Business World, Tuesday, January 11, 2005

Napocor debt transfer still awaiting creditor's approval

A visiting Japanese minister has been asked to help secure Japan Bank for International Cooperation (JBIC) consent for the transfer of National Power Corp. (Napocor) debts to Power Sector Assets and Liabilities Management Corp. (PSALM).

Energy Sec. Vincent S. Perez, Jr. said he emphasized the "urgency of the consent" to Japanese Finance Minister Sadakazu Tanigaki, whom he met yesterday to discuss the progress of Philippine power sector reforms.

"[Japan] took note of the strenuous efforts for power reforms in the country and that he [Mr. Tanigaki] will personally follow-up the consent from JBIC," Mr. Perez told reporters.

"We discussed the progress of power reforms and I think he was impressed with the progress made so far ... We also asked them about the JBIC consent for the debts," Mr. Perez said.

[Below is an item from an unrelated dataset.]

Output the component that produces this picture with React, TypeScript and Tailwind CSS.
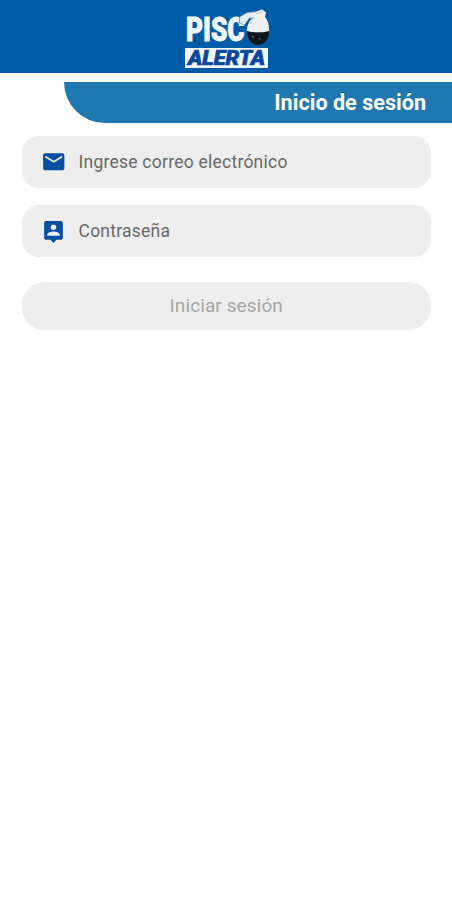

JBIC, one of Napocor's major creditors along with the Asian Development Bank and the World Bank, has to approve the transfer of Napocor's debts under the Electric Power Industry Reform Act of 2001 (EPIRA).

PSALM was given the mandate, under EPIRA, to dispose of all of Napocor's assets, which include 35 power plants and non-power and real estate properties.

The World Bank and JBIC last year gave the go-signal to transfer the first five power plants privatized by PSALM to winning bidders. These assets are the 3.5 megawatt (MW) Talomo hydroelectric plant (HEP) in Davao City; 1.6-MW Agusan HEP in Manolo Fortich, Bukidnon; 1.8-MW Barit HEP in Buhi, Camarines Sur; 0.4-MW Cawayan HEP in Sorsogon City, Sorsogon; and the 1.2-MW Loboc HEP in Bohol.

PSALM recently sold one of Napocor's largest assets, the 600-MW Masinloc coal-fired power plant in Zambales, to YNN Pacific Consortium for $561.7 million.

PSALM has 270 days from the award and effectivity of the sale agreement to obtain the consent of international creditors of Napocor for the transfer of the Masinloc plant.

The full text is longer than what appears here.